In return you'll only be getting limited benefits from it, since the usage will only be restricted to few cases and a full migration can never happen. Every single decision on what language to use for a component in becomes a hard to reverse ("will this component always remain a leaf node with a really simple interface?"), slowing down decision making and ossifying the architecture.
> But replacing small isolated components is not a very interesting option.
I seriously disagree. Again, I mentioned things like JSON parsing which deal with untrusted data but also are too performance sensitive to move OOP. Chromium's own security guidelines explicitly states that you should never mix memory unsafe code with inprocess code with untrusted input.
I strongly believe you'd get significant returns by incrementally replacing components like that with Rust.
> Every single decision on what language to use for a component in becomes a hard to reverse
This is purely an organizational issue in my opinion. If the decision were made to follow the guidelines their security team has laid out, there is no question or slow-down. The guidelines are very competent and clear; memory unsafe, untrusted input, in-process - pick one at most.

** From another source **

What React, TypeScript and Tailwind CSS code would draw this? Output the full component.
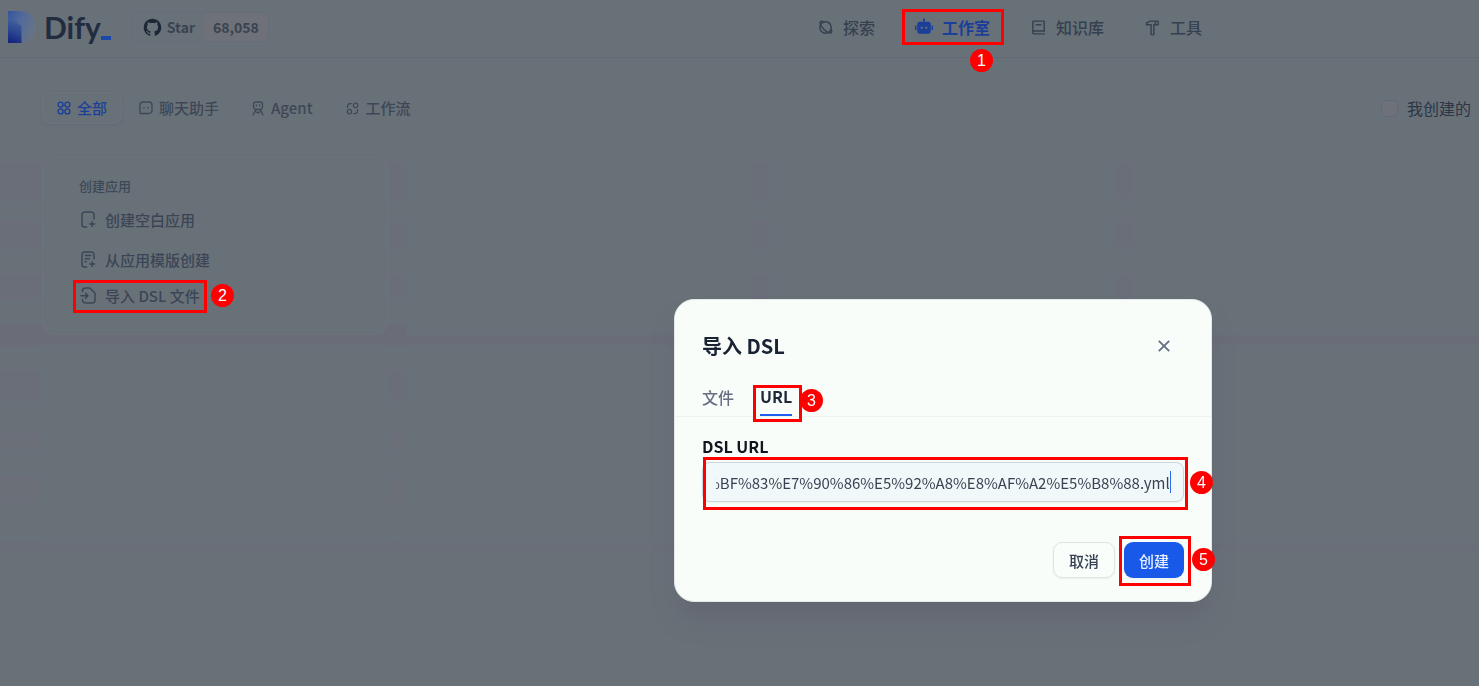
import { useEffect, useRef, type ReactNode } from 'react';
import {
  RiPlanetLine,
  RiRobot2Fill,
  RiBook2Line,
  RiHammerLine,
  RiExchange2Line,
  RiGithubFill,
  RiCloseLine,
} from 'react-icons/ri';

function Callout({ n, box, dot }: { n: number; box: string; dot: string }) {
  return (
    <>
      <span className={`pointer-events-none absolute border-3 border-[#ff0000] ${box}`} />
      <span
        className={`absolute flex size-[23px] items-center justify-center rounded-full bg-[#ff0000] font-['Liberation_Sans',sans-serif] text-base leading-none font-normal text-white ${dot}`}
      >
        {n}
      </span>
    </>
  );
}

function LogoMark() {
  return (
    <svg width="28" height="32" viewBox="0 0 28 32" aria-hidden="true">
      <defs>
        <linearGradient id="stem" x1="0.2" y1="0" x2="0" y2="1">
          <stop offset="0" stopColor="#47629f" />
          <stop offset="0.5" stopColor="#2b4691" />
          <stop offset="1" stopColor="#12207a" />
        </linearGradient>
        <linearGradient id="bowl" x1="0" y1="0" x2="1" y2="0.5">
          <stop offset="0" stopColor="#37549c" />
          <stop offset="0.45" stopColor="#51699c" />
          <stop offset="1" stopColor="#677385" />
        </linearGradient>
      </defs>
      <path d="M0 0h12c9 0 16 6 16 15.500S21 32 13.500 32V15L0 8z" fill="url(#bowl)" />
      <path d="M0 6l13.500 9v17H0z" fill="url(#stem)" />
    </svg>
  );
}

function AllIcon() {
  return (
    <svg width="14" height="14" viewBox="0 0 14 14" fill="none" stroke="currentColor" strokeWidth="1.4" aria-hidden="true">
      <circle cx="3.600" cy="3.600" r="2.500" />
      <circle cx="10.400" cy="3.600" r="2.500" />
      <circle cx="3.600" cy="10.400" r="2.500" />
      <circle cx="10.400" cy="10.400" r="2.500" />
    </svg>
  );
}

function ChatIcon() {
  return (
    <svg width="14" height="14" viewBox="0 0 14 14" fill="none" stroke="currentColor" strokeWidth="1.3" aria-hidden="true">
      <path d="M4 1h6a3 3 0 0 1 3 3v5.500a3 3 0 0 1-3 3H2a1 1 0 0 1-1-1V4a3 3 0 0 1 3-3z" />
      <path d="M5 6v1.600M9 6v1.600" />
    </svg>
  );
}

function AgentIcon() {
  return (
    <svg width="14" height="15" viewBox="0 0 14 15" fill="none" stroke="currentColor" strokeWidth="1.3" strokeLinecap="round" aria-hidden="true">
      <path d="M4.500 1h5a2 2 0 0 1 2 2v2.500a3 3 0 0 1-3 3h-3a3 3 0 0 1-3-3V3a2 2 0 0 1 2-2z" />
      <path d="M5.300 4v.8M8.700 4v.8M4.800 8.500 2 14M9.200 8.500 12 14M4 10.500l3 1.200 3-1.200" />
    </svg>
  );
}

function BlankFileIcon() {
  return (
    <svg width="18" height="18" viewBox="0 0 18 18" fill="none" stroke="currentColor" strokeWidth="1.500" strokeLinecap="round" aria-hidden="true">
      <path d="M15 8V3.500A2.500 2.500 0 0 0 12.500 1h-7A2.500 2.500 0 0 0 3 3.500v10A2.500 2.500 0 0 0 5.500 16h2" />
      <path d="M13.200 10.700v4.800M10.800 13.100h4.800" />
    </svg>
  );
}

function TemplateFileIcon() {
  return (
    <svg width="18" height="18" viewBox="0 0 18 18" fill="none" stroke="currentColor" strokeWidth="1.500" strokeLinecap="round" aria-hidden="true">
      <path d="M15 8V3.500A2.500 2.500 0 0 0 12.500 1h-7A2.500 2.500 0 0 0 3 3.500v10A2.500 2.500 0 0 0 5.500 16h2" />
      <path d="M13.200 10.700v4.800M10.800 13.100h4.800M6.300 4.600h5.600M6.300 7.700h4.200M6.300 10.800h1" />
    </svg>
  );
}

function ImportFileIcon() {
  return (
    <svg width="18" height="18" viewBox="0 0 18 18" fill="none" stroke="currentColor" strokeWidth="1.500" strokeLinecap="round" strokeLinejoin="round" aria-hidden="true">
      <path d="M3.500 4.500V4a3 3 0 0 1 3-3h4.200L16 6v7a3 3 0 0 1-3 3H6.500a3 3 0 0 1-3-3v-.5" />
      <path d="M2 8.700h6.700M6.500 6.300l2.400 2.400-2.400 2.400" />
    </svg>
  );
}

function NavItem({ icon, label, active, children }: { icon: ReactNode; label: string; active?: boolean; children?: ReactNode }) {
  return (
    <a
      href="#"
      className={`relative flex h-9 items-center gap-[9px] text-base ${active ? 'font-bold text-[#1b3f99]' : 'font-medium text-[#354050]'}`}
    >
      {icon}
      {label}
      {children}
    </a>
  );
}

function FilterTab({ icon, label, active }: { icon: ReactNode; label: string; active?: boolean }) {
  return (
    <button
      type="button"
      className={`flex h-8 items-center gap-[6px] rounded-lg border px-[14px] text-[15px] font-medium ${
        active ? 'border-[#70737b] text-[#1b3f99] shadow-sm shadow-[#62667480]' : 'border-transparent text-[#3d4757]'
      }`}
    >
      {icon}
      {label}
    </button>
  );
}

function Card() {
  return <div className="bg-[#697178]" />;
}

const stripes =
  'bg-[linear-gradient(#697178_0_6px,#6a6e78_10px_42px,#697178_50px_62px,#6a6e78_70px_92px,#697178_98px_118px,#6a6e78_124px_142px,#697178_150px_168px,#6a6d78_172px_190px,#697178_196px_214px,#6a6e78_220px_242px,#697178_250px_276px,#6a6f78_280px_294px,#697178_300px_320px,#6a6f78_324px_346px,#697178_352px_386px,#696e78_388px_394px,#697178_400px)]';

const createRow = 'relative flex items-center gap-2 text-[15px] font-medium text-[#3b4555]';

function ImportDialog() {
  const input = useRef<HTMLInputElement>(null);
  useEffect(() => {
    if (input.current) input.current.scrollLeft = input.current.scrollWidth;
  }, []);

  return (
    <div className="fixed inset-0 flex items-start pt-[299px] pl-[674px]">
      <section
        role="dialog"
        aria-labelledby="dialog-title"
        className="w-[538px] rounded-[20px] border border-[#e3e8e8] bg-[#f8fdf9] pb-[23px] shadow-[0_20px_24px_-4px_rgba(90,88,105,0.4)]"
      >
        <header className="flex items-center justify-between pt-7 pr-9 pl-[27px]">
          <h2 id="dialog-title" className="text-xl leading-9 font-bold text-[#1a2333]">
            导入 DSL
          </h2>
          <button type="button" aria-label="关闭" className="text-[#667085]">
            <RiCloseLine size={22} />
          </button>
        </header>

        <div role="tablist" className="flex h-[53px] items-end gap-[26px] border-b border-[#eff4f1] px-[27px] text-base">
          <button type="button" role="tab" aria-selected="false" className="h-9 pb-[3px] font-medium text-[#676f83]">
            文件
          </button>
          <button
            type="button"
            role="tab"
            aria-selected="true"
            className="relative h-9 border-b-2 border-[#1f5df0] pb-[2px] font-bold text-[#1f2838]"
          >
            URL
            <Callout n={3} box="top-[5px] -left-[7px] h-[37px] w-[49px]" dot="top-[9px] left-10" />
          </button>
        </div>

        <div className="px-[27px] pt-[15px]">
          <label htmlFor="dsl-url" className="block pb-[2px] text-base leading-7 font-bold text-[#10151f]">
            DSL URL
          </label>
          <div className="relative">
            <input
              id="dsl-url"
              ref={input}
              type="text"
              defaultValue="%E5%BF%83%E7%90%86%E5%92%A8%E8%AF%A2%E5%B8%88.yml"
              className="block h-10 w-full rounded-lg border border-[#cbd6dc] bg-[#f1f8f9] px-[13px] text-[15px] text-[#3a4354] shadow-xs outline-none"
            />
            <span className="absolute top-[9px] right-[13px] h-[22px] w-px bg-[#2f6bf2]" />
            <Callout n={4} box="-top-[5px] left-px -right-1 h-[53px]" dot="top-[9px] -right-[29px]" />
          </div>
        </div>

        <footer className="flex justify-end gap-[9px] px-[27px] pt-10">
          <button
            type="button"
            className="h-9 rounded-[9px] border border-[#dfe4e2] bg-[#fafefb] px-[15px] pt-[2px] text-[15px] font-medium text-[#354052] shadow-xs"
          >
            取消
          </button>
          <button
            type="button"
            className="relative h-9 rounded-[9px] bg-[#1959ea] px-[15px] pt-[2px] text-[15px] font-medium text-[#e6f0ff] shadow-xs"
          >
            创建
            <Callout n={5} box="-top-[6px] -left-[5px] h-[50px] w-[72px]" dot="top-[6px] left-[68px]" />
          </button>
        </footer>
      </section>
    </div>
  );
}

export default function App() {
  return (
    <div className="flex min-h-screen flex-col overflow-hidden bg-[#697178] font-['Noto_Sans_CJK_SC',sans-serif]">
      <header className="flex h-[58px] items-center justify-between border-b border-[#626a73] pr-[277px] pb-[3px] pl-2">
        <div className="flex items-center">
          <a href="#" className="flex items-center gap-2" aria-label="Dify_">
            <LogoMark />
            <span className="flex items-end font-['Lato',sans-serif] text-[30px] leading-9 font-bold text-[#222c40]">
              Dify
              <span className="mb-[5px] h-1 w-[10px] bg-[#1c48a8]" />
            </span>
          </a>
          <a
            href="#"
            className="ml-[21px] flex h-[30px] items-stretch overflow-hidden rounded-md border border-[#666c78] text-sm font-bold text-[#3a4352]"
          >
            <span className="flex items-center gap-1 px-[9px]">
              <RiGithubFill size={21} className="text-[#1e2737]" />
              Star
            </span>
            <span className="flex items-center bg-[#6e7177] px-[9px]">68,058</span>
          </a>
        </div>
        <nav className="flex items-center gap-10">
          <NavItem icon={<RiPlanetLine size={17} />} label="探索" />
          <NavItem active icon={<RiRobot2Fill size={18} />} label="工作室">
            <Callout n={1} box="top-0 -left-[13px] -right-[14px] h-9" dot="top-10 left-[55px]" />
          </NavItem>
          <NavItem icon={<RiBook2Line size={17} />} label="知识库" />
          <NavItem icon={<RiHammerLine size={17} />} label="工具" />
        </nav>
      </header>

      <div className="flex items-center justify-between pt-[34px] pr-2 pb-[30px] pl-[42px]">
        <div className="flex items-center gap-[2px]">
          <FilterTab active icon={<AllIcon />} label="全部" />
          <FilterTab icon={<ChatIcon />} label="聊天助手" />
          <FilterTab icon={<AgentIcon />} label="Agent" />
          <FilterTab icon={<RiExchange2Line size={15} />} label="工作流" />
        </div>
        <label className="flex items-center gap-[9px] text-base text-[#2c3647]">
          <input type="checkbox" className="size-[17px] appearance-none rounded-[4px] border border-[#61687a] bg-[#6e7177]" />
          我创建的
        </label>
      </div>

      <main
        className={`grid flex-1 grid-cols-4 grid-rows-[178px_198px_1fr] gap-x-[18px] gap-y-[10px] pt-[3px] pl-[42px] ${stripes}`}
      >
        <section className="rounded-xl border border-[#6e7379] bg-[#697178] pt-[14px] pl-9">
          <h3 className="pb-px text-[13px] leading-[27px] font-medium text-[#3d4757]">创建应用</h3>
          <button type="button" className={`${createRow} h-10`}>
            <BlankFileIcon />
            创建空白应用
          </button>
          <button type="button" className={`${createRow} h-10`}>
            <TemplateFileIcon />
            从应用模版创建
          </button>
          <button type="button" className={`${createRow} h-8`}>
            <ImportFileIcon />
            导入 DSL 文件
            <Callout n={2} box="top-0 -left-[6px] h-[33px] w-[134px]" dot="top-1 left-[132px]" />
          </button>
        </section>
        {Array.from({ length: 11 }, (_, i) => (
          <Card key={i} />
        ))}
      </main>

      <ImportDialog />
    </div>
  );
}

JSON is just a straightforward example because it's easy to understand how it falls into Chromium's threat model. Feel free to replace it with font parsing, audio/video codecs, etc, and you'll find thousands of relevant vulns.
Being able to add new features without greatly expanding the attack surface is important for security. When new components of Firefox have been written in Rust, there have empirically been far fewer security problems to shake out than when they've been written in C++.
Is Rust of more limited benefit when it's only being used for certain components as opposed to the entire codebase? Sure. But is it still worth using for new code? Frequently, yes.